Young Army Nurse Was The Only American Woman To Die Under Enemy Fire In Vietnam



On June 4, 1969, Army nurse Sharon Lane sent a letter to her parents in Ohio from the first lieutenant's assignment at the 312th Medical Evacuation Hospital in Chu Lai, Vietnam. Lane's unit, the 74th Medical Battalion, had just reached a milestone by treating its 10,000th patient since arriving in country. She wrote: "Start 'nights' tomorrow so don't have to get up early tomorrow. Nice thought. Still very quiet around here. Haven't gotten mortared for a couple of weeks now ..."

Four days later, Lane was dead.

During the early hours of June 8, a Soviet-built, 122-mm rocket slammed into Ward 4 of the hospital. A piece of shrapnel ripped through Lane's aorta, killing her instantly. She died just one month short of her 26th birthday.

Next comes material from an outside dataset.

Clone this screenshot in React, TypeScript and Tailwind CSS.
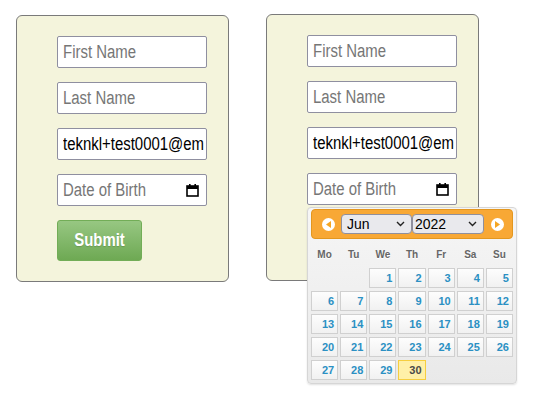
const sans = "font-['Liberation_Sans',Arial,sans-serif]";

// Arial Narrow isn't installed; Liberation Sans squeezed horizontally gives the same glyphs
function Narrow({ children, className = '' }: { children: React.ReactNode; className?: string }) {
  return <span className={`inline-block origin-left scale-x-[0.83] whitespace-nowrap ${className}`}>{children}</span>;
}

function CalendarIcon() {
  return (
    <svg className="h-[14px] w-[13px] shrink-0" viewBox="0 0 13 14" fill="none">
      <rect x="1" y="3" width="11" height="10" stroke="#000" strokeWidth="1.6" />
      <rect x="1" y="3" width="11" height="3" fill="#000" />
      <rect x="3" y="1" width="1.6" height="3" fill="#000" />
      <rect x="8.4" y="1" width="1.6" height="3" fill="#000" />
    </svg>
  );
}

function Field({ text, filled, icon }: { text: string; filled?: boolean; icon?: boolean }) {
  return (
    <div
      className={`flex h-8 w-[150px] items-center justify-between overflow-hidden rounded-[2px] border border-[#8f8fa0] bg-white pl-[5px] pr-[7px] text-[18px] ${sans} ${
        filled ? 'text-black' : 'text-[#767676]'
      }`}
    >
      <Narrow>{text}</Narrow>
      {icon && <CalendarIcon />}
    </div>
  );
}

function Chevron() {
  return (
    <svg className="h-[6px] w-[9px]" viewBox="0 0 9 6" fill="none">
      <path d="M1 1l3.5 3.5L8 1" stroke="#222" strokeWidth="1.4" />
    </svg>
  );
}

function NavButton({ dir }: { dir: 'prev' | 'next' }) {
  return (
    <div className="flex h-[13px] w-[13px] items-center justify-center rounded-full bg-white">
      <svg className="h-[7px] w-[5px]" viewBox="0 0 5 7">
        {dir === 'prev' ? <path d="M5 0v7L0 3.5z" fill="#f5a623" /> : <path d="M0 0v7l5-3.5z" fill="#f5a623" />}
      </svg>
    </div>
  );
}

function Datepicker() {
  const names = ['Mo', 'Tu', 'We', 'Th', 'Fr', 'Sa', 'Su'];
  const cells: (number | null)[] = [null, null, ...Array.from({ length: 30 }, (_, i) => i + 1)];
  return (
    <div className={`absolute left-0 top-[34px] z-10 w-[210px] rounded-[4px] border border-[#d6d6d6] bg-gradient-to-b from-[#f6f6f6] to-[#e9e9e9] px-[3px] pb-[3px] pt-px shadow-[0_1px_2px_rgba(0,0,0,0.12)] ${sans}`}>
      <div className="flex h-[30px] items-center rounded-[4px] border border-[#e3971f] bg-[#f8a835] pl-[10px] pr-[8px]">
        <NavButton dir="prev" />
        <div className="ml-[6px] flex h-[20px] w-[71px] items-center justify-between rounded-[4px] border border-[#8f8f9d] bg-[#e9e9ed] pl-[5px] pr-[6px] text-[14px] text-black">
          <span>Jun</span>
          <Chevron />
        </div>
        <div className="flex h-[20px] w-[72px] items-center justify-between rounded-[4px] border border-[#8f8f9d] bg-[#e9e9ed] pl-[2px] pr-[6px] text-[14px] text-black">
          <span>2022</span>
          <Chevron />
        </div>
        <div className="ml-auto">
          <NavButton dir="next" />
        </div>
      </div>
      <div className="mt-[8px] grid w-[202px] grid-cols-7 gap-x-[2px] text-[10px] font-bold text-[#666]">
        {names.map((n) => (
          <div key={n} className="h-[14px] text-center [text-shadow:0_1px_0_#fff]">
            {n}
          </div>
        ))}
      </div>
      <div className="mt-[7px] grid w-[202px] grid-cols-7 gap-x-[2px] gap-y-[3px] text-[11px] font-bold">
        {cells.map((d, i) =>
          d === null ? (
            <div key={i} className="h-[20px]" />
          ) : d === 30 ? (
            <div key={i} className="flex h-[20px] items-center justify-end border border-[#f6ce3f] bg-[#fff0a8] pr-[3px] text-[#4a4a4a]">
              {d}
            </div>
          ) : (
            <div key={i} className="flex h-[20px] items-center justify-end border border-[#d0d0d0] bg-gradient-to-b from-[#fdfdfd] to-[#f1f1f1] pr-[3px] text-[#2b90c3]">
              {d}
            </div>
          )
        )}
      </div>
    </div>
  );
}

function Card({ open }: { open?: boolean }) {
  return (
    <div className="flex h-[267px] w-[213px] flex-col gap-[14px] rounded-[6px] border border-[#7a7a7a] bg-[#f4f4dc] pl-[40px] pt-[20px]">
      <Field text="First Name" />
      <Field text="Last Name" />
      <Field text="teknkl+test0001@em" filled />
      <div className="relative">
        <Field text="Date of Birth" icon />
        {open && <Datepicker />}
      </div>
      {!open && (
        <button
          className={`flex h-[41px] w-[85px] items-center justify-center rounded-[3px] border border-[#72ad57] bg-gradient-to-b from-[#97c782] to-[#6ea953] text-[18px] font-bold text-white [text-shadow:0_1px_1px_rgba(0,0,0,0.15)] ${sans}`}
        >
          <span className="inline-block scale-x-[0.83]">Submit</span>
        </button>
      )}
    </div>
  );
}

export default function App() {
  return (
    <div className="flex min-h-[405px] w-[534px] items-start gap-[37px] bg-white pl-[16px]">
      <div className="mt-[15px]">
        <Card />
      </div>
      <div className="mt-[14px]">
        <Card open />
      </div>
    </div>
  );
}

Lane is the only American servicewoman killed as a direct result of hostile fire during the Vietnam War. Born in Zanesville, Ohio, she graduated from that state's Aultman Hospital School of Nursing in 1965 and joined the U.S. Army Nurse Corps Reserve in April 1968. She arrived in Vietnam one year later, less than two months before her death. Lane's awards include the Purple Heart, the Bronze Star with a "V" for gallantry, the National Defense Service Medal, The Nation of Vietnam Medal, and the South Vietnamese Gallantry Cross with Palm.

Lane's many honors include a statue at the Aultman School, buildings in her name there and at Fort Hood, Texas, and at Fort Belvoir, Va., the first Department of Defense installation road named after a woman.

Yet her mother says Lane would approve of none of this. "She wasn't that kind of person," Kay Lane has said. "She just thought she was ... an ordinary person."